Few foods are as fabled or fickle as the tomato.
Too much water and they spot, too much sun and they rot, and the ones in the grocery store always pale in comparison to those you buy off a tailgate or on the side of the road.
That’s where you’ll find Dick Capuano most days from late April to early September. His homegrown tomato stand adorned in traditional Italian green, white, and red is on the same stretch of land his ancestors settled more than a century ago.
“I grew up here. Mom and Dad always had a garden, so I always had a rototiller in my hands,” he recalled. “I love tomatoes, and once people have a homegrown one, they keep coming back for them.”
You won’t find San Margherita on every map, and if you drive through too fast, you might miss it entirely. The tiny unincorporated village, just west of the Scioto River, was founded by Italian immigrants who toiled in the nearby quarry. They eventually built homes and planted gardens along the edge of what is now Trabue Road. Most of the original settlers had ties to the same province in the old country, whose patron Saint Margaret inspired the name of their new community.

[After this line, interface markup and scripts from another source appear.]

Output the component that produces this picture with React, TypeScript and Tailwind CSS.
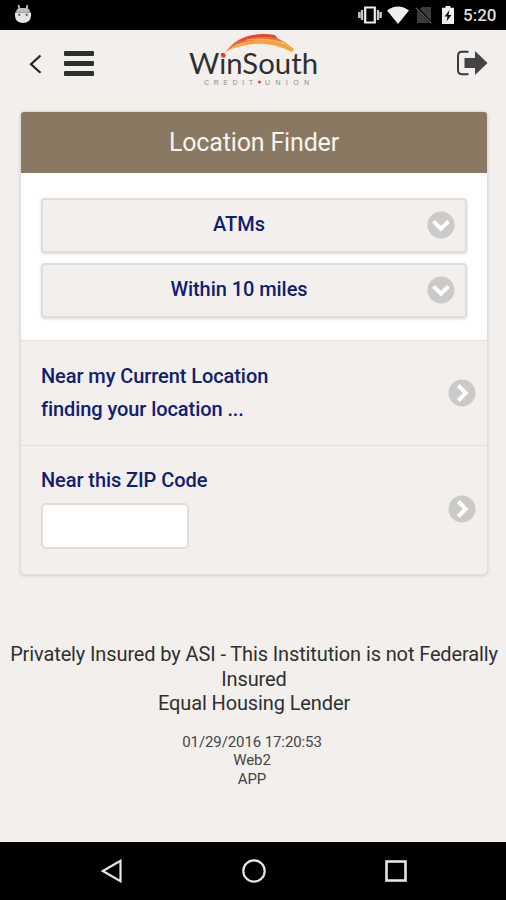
import React from "react";

const StatusBar = () => {
    return (
        <div className="flex h-[30px] items-center bg-black pl-[15px] pr-[10px]">
            <svg width="16" height="20" viewBox="0 0 16 20" className="mb-0.5">
                <path d="M3.500 1l1 4M12.500 1l-1 4" stroke="#bdbdbd" strokeWidth="1.800" />
                <path d="M1 8.500Q1.500 4 5 4h6q3.500 0 4 4.500Z" fill="#bdbdbd" />
                <path d="M0 8.500h16v3.500q-.5 7-8 7T0 12Z" fill="#e4e4e4" />
                <circle cx="4.300" cy="10.800" r="1.100" fill="#444" />
                <circle cx="11.700" cy="10.800" r="1.100" fill="#444" />
            </svg>
            <svg width="24" height="18" viewBox="0 0 24 18" className="ml-auto">
                <path d="M7.200 1.500h9.600v15H7.200Z" fill="#000" stroke="#eee" strokeWidth="2.200" />
                <path d="M1.300 6v6M4 4v10M22.700 6v6M20 4v10" stroke="#c4c4c4" strokeWidth="2.400" />
            </svg>
            <svg width="22" height="18" viewBox="0 0 22 18" className="ml-[5px]">
                <path d="M0 4.500Q11-3.500 22 4.500L11 18Z" fill="#eee" />
            </svg>
            <svg width="18" height="18" viewBox="0 0 18 18" className="ml-[6px]">
                <path d="M7 1h9v16H2V6Z" fill="#3d3d3d" />
                <path d="M1.500 1.500l15 16" stroke="#000" strokeWidth="3" />
                <path d="M.7 1.700l15.500 15.500" stroke="#555" strokeWidth="1.500" />
            </svg>
            <svg width="12" height="18" viewBox="0 0 12 18" className="ml-[9px]">
                <path d="M3.500 0h5v1.800H12V18H0V1.800h3.500Z" fill="#eee" />
                <path d="M7.500 4L2.500 10.500h3L4.500 15.500 9.500 9h-3Z" fill="#111" />
            </svg>
            <span className="ml-[9px] w-[33px] whitespace-nowrap text-[17px] font-medium leading-[30px] text-[#dedede]">5:20</span>
        </div>
    );
};

const Logo = () => {
    return (
        <svg width="134" height="56" viewBox="0 0 134 56" className="absolute left-[187px] top-[2px]">
            <defs>
                <linearGradient id="arc" x1="0" y1="1" x2="1" y2="0">
                    <stop offset="0" stopColor="#f39a35" />
                    <stop offset="0.500" stopColor="#e8512f" />
                    <stop offset="1" stopColor="#e5402b" />
                </linearGradient>
            </defs>
            <path d="M38 21Q53-2 88 3L91 7Q59 1 38 21Z" fill="url(#arc)" />
            <path d="M39.500 19Q60 1 90 6L101 12Q62 2 39.500 19Z" fill="#ee7032" />
            <path d="M40 18.500Q67 2 96 10L101 12.500 107 17 105 20Q74 4.500 40 18.500Z" fill="#f6a53c" />
            <path d="M60 8Q80 5 98 11.500" fill="none" stroke="#f8d9aa" strokeWidth="0.700" />
            <text x="2" y="42" textLength="129" lengthAdjust="spacingAndGlyphs" fontFamily="Lato" fontSize="29" fill="#303030">WinSouth</text>
            <circle cx="36.500" cy="23.500" r="2.300" fill="#e9432f" />
            <text x="17" y="52.500" textLength="49" fontFamily="Liberation Sans" fontSize="7" fill="#8c8c8c">CREDIT</text>
            <circle cx="72.500" cy="50" r="1.600" fill="#e9432f" />
            <text x="78" y="52.500" textLength="44" fontFamily="Liberation Sans" fontSize="7" fill="#8c8c8c">UNION</text>
        </svg>
    );
};

const Header = () => {
    return (
        <header className="relative h-[82px]">
            <button aria-label="Back" className="absolute left-[29px] top-[24px]">
                <svg width="13" height="20" viewBox="0 0 13 20" fill="none">
                    <path d="M11.500 1.500L2 10.300l9.500 8.500" stroke="#222" strokeWidth="2.200" />
                </svg>
            </button>
            <button aria-label="Menu" className="absolute left-[64px] top-[21px] flex flex-col gap-[5px]">
                <span className="h-[5px] w-[30px] rounded-[1px] bg-[#2e2f2f]" />
                <span className="h-[5px] w-[30px] rounded-[1px] bg-[#2e2f2f]" />
                <span className="h-[5px] w-[30px] rounded-[1px] bg-[#2e2f2f]" />
            </button>
            <Logo />
            <button aria-label="Log out" className="absolute left-[456px] top-[20px]">
                <svg width="32" height="26" viewBox="0 0 32 26" fill="none">
                    <path d="M12.500 1.800H6Q2 1.800 2 6v14q0 4.200 4 4.200h6.500" stroke="#3a3a3a" strokeWidth="2" />
                    <path d="M8.500 8h10.500V1l12.500 12L19 25v-7H8.500Z" fill="#444345" />
                </svg>
            </button>
        </header>
    );
};

const CircleChevron = ({ down = false }: { down?: boolean }) => {
    return (
        <svg width="28" height="28" viewBox="0 0 28 28" fill="none" className={down ? "rotate-90" : ""}>
            <circle cx="14" cy="14" r="13.500" fill="#cbcac8" />
            <path d="M10.300 6.500L17.700 14l-7.400 7.500" stroke="#fff" strokeWidth="4" />
        </svg>
    );
};

const SelectButton = ({ label }: { label: string }) => {
    return (
        <button className="relative h-[55px] w-full rounded-[4px] border-2 border-[#dfdedc] bg-[#f2efec] text-center text-[20px] font-medium tracking-[-0.06px] text-[#10206f] shadow-[0_1px_3px_rgba(0,0,0,0.15)]">
            <span className="relative right-[15px] -top-[2px]">{label}</span>
            <span className="absolute right-[10px] top-[11px]">
                <CircleChevron down />
            </span>
        </button>
    );
};

const App = () => {
    return (
        <div className="flex h-[900px] w-[506px] flex-col overflow-hidden bg-[#f2efec] font-['Roboto',sans-serif]">
            <StatusBar />
            <Header />

            <main className="ml-[21px] mr-[19px] h-[462px] rounded-[4px] shadow-[0_0_0_1px_#dfdddb,0_1px_4px_rgba(0,0,0,0.2)]">
                <h1 className="h-[61px] rounded-t-[3px] bg-[#897962] text-center text-[25px] leading-[61px] tracking-[-0.16px] text-[#f8f5f1]">Location Finder</h1>
                <div className="flex h-[167px] flex-col gap-[10px] bg-white px-[20px] pt-[25px]">
                    <SelectButton label="ATMs" />
                    <SelectButton label="Within 10 miles" />
                </div>
                <div className="flex h-[106px] items-center justify-between border-y border-[#e2e0de] pl-[20px] pr-[11px] text-[20px] font-medium leading-[33px] tracking-[-0.08px] text-[#10206f]">
                    <div>
                        <p>Near my Current Location</p>
                        <p>finding your location ...</p>
                    </div>
                    <CircleChevron />
                </div>
                <div className="flex h-[128px] items-center justify-between pb-[2px] pl-[20px] pr-[11px]">
                    <div className="pb-[6px]">
                        <label htmlFor="zip" className="block text-[20px] font-medium leading-[33px] tracking-[-0.08px] text-[#10206f]">Near this ZIP Code</label>
                        <input id="zip" className="mt-[6px] block h-[46px] w-[148px] rounded-[5px] border-2 border-[#e0dedc] bg-white" />
                    </div>
                    <CircleChevron />
                </div>
            </main>

            <footer className="mt-[68px] pl-[2px] text-center text-[#303030]">
                <div className="whitespace-nowrap text-[20px] leading-[24.500px] tracking-[-0.12px]">
                    <p>Privately Insured by ASI - This Institution is not Federally</p>
                    <p>Insured</p>
                    <p>Equal Housing Lender</p>
                </div>
                <div className="mt-[17px] pr-[4px] text-[15px] leading-[18.500px] tracking-[-0.1px] text-[#454545]">
                    <p>01/29/2016 17:20:53</p>
                    <p>Web2</p>
                    <p>APP</p>
                </div>
            </footer>

            <nav className="mt-auto flex h-[58px] items-center bg-black">
                <svg width="22" height="24" viewBox="0 0 22 24" fill="none" className="ml-[101px]">
                    <path d="M19.500 1.800v20.400L1.800 12Z" stroke="#e6e6e6" strokeWidth="2.200" />
                </svg>
                <svg width="24" height="24" viewBox="0 0 24 24" fill="none" className="ml-[119px]">
                    <circle cx="12" cy="12" r="10.700" stroke="#e6e6e6" strokeWidth="2.200" />
                </svg>
                <svg width="22" height="22" viewBox="0 0 22 22" fill="none" className="ml-[119px]">
                    <rect x="1.500" y="1.500" width="19" height="19" stroke="#e6e6e6" strokeWidth="2.600" />
                </svg>
            </nav>
        </div>
    );
};
export default App;
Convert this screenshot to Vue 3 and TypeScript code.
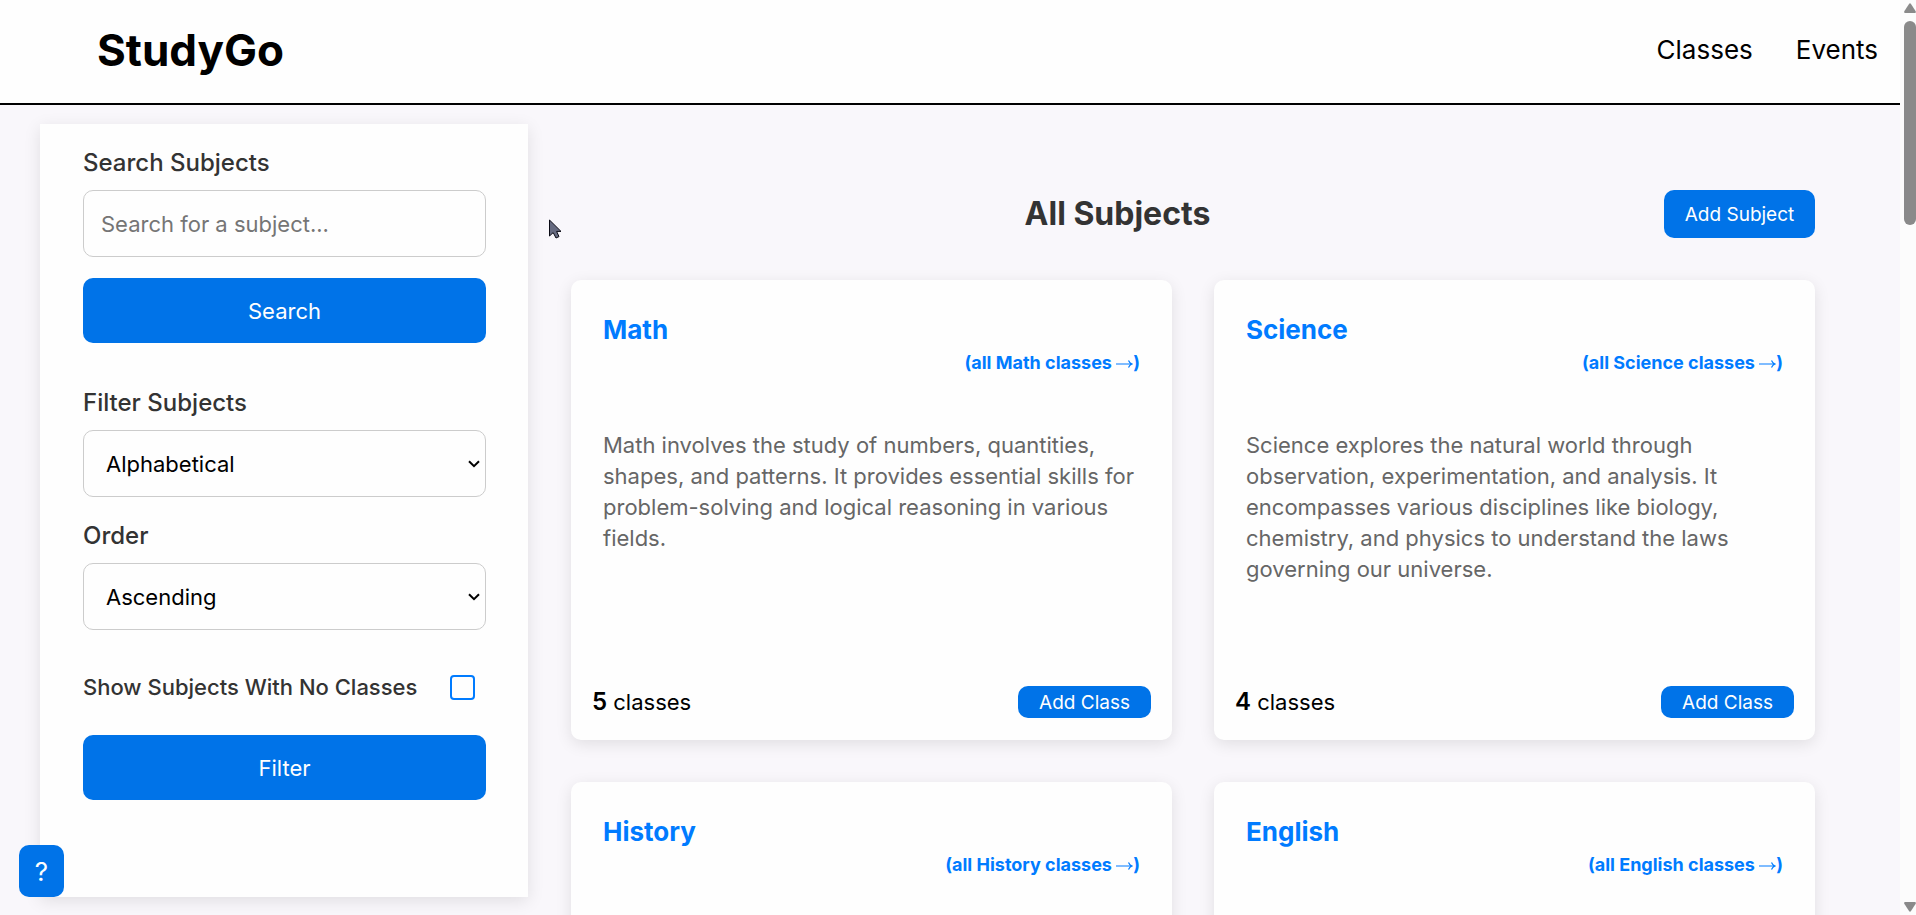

“Everyone who lived here between the two tracks grew something, and maybe had chickens, a hog, or a cow. It’s how they got by and survived,” Capuano explained. “It’s how San Margherita stayed San Margherita. Everyone had their own grapes and made their own wine, they grew plenty of vegetables, and they all had plenty to eat.”
Development is slowly swallowing those plots of land and the heritage of those who once lived there. There are only a handful of descendants of the first families still living or working in San Margherita. Some of the land remains idle, and still supports farms like Capuano’s, where his better years have boasted upwards of nearly 2,000 plants. Most of these are varieties of tomatoes, but various peppers and signature grapes are always in high demand.
“My time is up October 15, which is after the end of the season,” he explained, hoping that the land’s new owners might let him keep planting depending on their timeline for development. “I really don’t know what’s going to happen next year.”
It’s not the first time Capuano has faced such uncertainty and seeming futility. During his tour in Vietnam, it was his responsibility to remove roadside mines and clear the way for convoys, only to do the same thing the following day after fresh mines were planted under the cloak of night. A firefight earned him a Purple Heart, but he’s put more than his share of blood and sweat into his tomato stand only to see it threatened by another invisible enemy.
“I used to sell out of the garage,” he recalled. “But in 2005 I moved closer to the road and the stand has been here ever since.”
Capuano keeps it simple and predictable. Crops grow on the same soil year after year. He turns under the plants to go back into the soil over the winter and repeats the process the following spring, planting fresh tomato plants entirely by hand.
Only tomato enthusiasts can truly appreciate the depth of his bench, like baseball cards lined up on a giant table waiting to be discovered by a new generation of loyal fans. From contemporary classics like Early Girls and Carolina Gold to vintage heirloom varieties like Kellogg’s Breakfast and Gigantesque, if you can’t find the perfect taste and texture of tomato, you’re just not looking.
“I pull them before they get too big and start to split, then let them ripen the rest of the way on my porch before bringing them to the stand,” he explained. “But the rain we’ve had the past couple of weeks combined with the heat means this is the last of them.”
Don’t count Capuano out too soon. His cousin Joe still has a plot of land just down the road, and though it’s increasingly hard for anyone his age to plan too far ahead, one year at a time is as good a plan as any. He’s technically been retired as a carpenter for nearly three decades already, and despite the long hours and hot days in the field and at the stand, he’s not quite willing to let it go just yet.
“When I retired, I decided to go into my garden as my little hobby, and it just kept growing,” he said. “It’s hard work in the field, but it’s also peaceful here in the shade. I guess you could call it my man cave.”